We must, if we are to follow Mill’s argument for utilitarian ethics. He depends upon it, both for his ought and his can. For while the ‘can’ is fulfilled by his claim that people pursue nothing but happiness, upon which his arguments against other moralities depends, his ‘ought’ depends upon happiness being what he describes it as being, something which has its higher and lower side, not merely a psychological fact but something ethical that allows for judgments of right and wrong. It is here that I think Mill runs into difficulty. He uses psychology well to explain human behavior, and indeed, he may be right. Even if there is disagreement about what exactly is entailed, it may be the case that people really do pursue only happiness, provided that we understand “happiness” on an individual basis. But that alone does not give us an ethic, because it does not tell us what happiness really is. All it tells us is that people pursue what they think want, without telling us what that is. In order to provide an ought, and with it an ethics, we have to know what that thing is, so that we know how to increase it as much as possible. But Mill does not do this, because he does not think there is any dispute about what ‘happiness’ is.
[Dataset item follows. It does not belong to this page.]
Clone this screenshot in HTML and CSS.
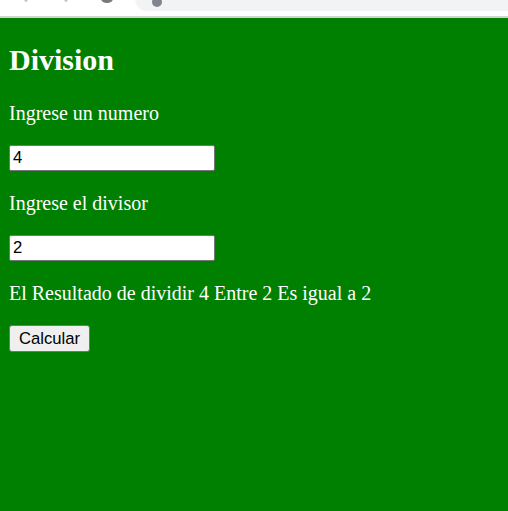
FILE: index.html
```html
<!DOCTYPE html>
<html>
<head>
<meta charset="utf-8">
<link rel="stylesheet" href="styles.css">
</head>
<body>
<div class="chrome">
  <span class="nav-dot d1"></span>
  <span class="nav-dot d2"></span>
  <span class="nav-dot d3"></span>
  <div class="omnibox"><span class="site-dot"></span></div>
</div>
<main class="page">
  <h2 class="title">Division</h2>
  <p class="label">Ingrese un numero</p>
  <p class="field"><input class="txt" type="text" value="4"></p>
  <p class="label">Ingrese el divisor</p>
  <p class="field"><input class="txt" type="text" value="2"></p>
  <p class="label">El Resultado de dividir 4 Entre 2 Es igual a 2</p>
  <p class="field"><button class="btn">Calcular</button></p>
</main>
</body>
</html>
```
FILE: styles.css
```css
html, body {
  margin: 0;
  padding: 0;
  height: 100%;
}
body {
  background: #008000;
  font-family: "Liberation Serif", "Times New Roman", serif;
  font-size: 20px;
  color: #ffffff;
  overflow: hidden;
}
.chrome {
  position: relative;
  height: 16px;
  background: #ffffff;
  border-bottom: 2px solid #d3d3d3;
}
.omnibox {
  position: absolute;
  left: 135px;
  top: -20px;
  right: 0;
  height: 31px;
  background: #f1f3f4;
  border-radius: 0 0 0 12px;
}
.site-dot {
  position: absolute;
  left: 17px;
  top: 17px;
  width: 10px;
  height: 10px;
  border-radius: 50%;
  background: #80868b;
}
.nav-dot {
  position: absolute;
  top: -6px;
  width: 9px;
  height: 8px;
  border-radius: 50%;
  background: #c6c6c6;
}
.d1 { left: 24px; width: 4px; }
.d2 { left: 64px; width: 4px; }
.d3 { left: 101px; background: #7a7a7a; width: 12px; height: 9px; }
.page {
  padding: 0 9px;
}
.title {
  font-size: 30px;
  font-weight: bold;
  margin: 25px 0;
}
.label {
  margin: 20px 0;
  line-height: 23px;
}
.field {
  margin: 20px 0;
  line-height: 27px;
  height: 27px;
}
.txt {
  box-sizing: border-box;
  width: 206px;
  height: 26px;
  margin: 0;
  padding: 1px 3px;
  border: 1px solid #767676;
  border-radius: 2px;
  background: #ffffff;
  color: #000000;
  font-family: "Liberation Sans", Arial, sans-serif;
  font-size: 16.67px;
  vertical-align: top;
}
.btn {
  box-sizing: border-box;
  width: 81px;
  height: 27px;
  margin: 0;
  padding: 0 7px;
  border: 1px solid #767676;
  border-radius: 3px;
  background: #efefef;
  color: #000000;
  font-family: "Liberation Sans", Arial, sans-serif;
  font-size: 16.67px;
  vertical-align: top;
}
```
In fact, happiness is such a vague idea that we are able to get almost nothing from it, besides (I think) letting people do what they want to be happy, insofar as it also allows others to be happy. (This is, of course, close to Mill’s argument in On Liberty; I do actually agree with Mill on a number of things in practice.) But as it stands, we can only say that

whether there be any other ground of moral obligation than the general happiness or not, men do desire happiness; and however imperfect may be their own practice, they desire and commend all conduct in others toward themselves by which they think their happiness is promoted. (28)

And if this is all we can say, than utilitarianism has no provided any better ground than the theories it claims to stand beyond.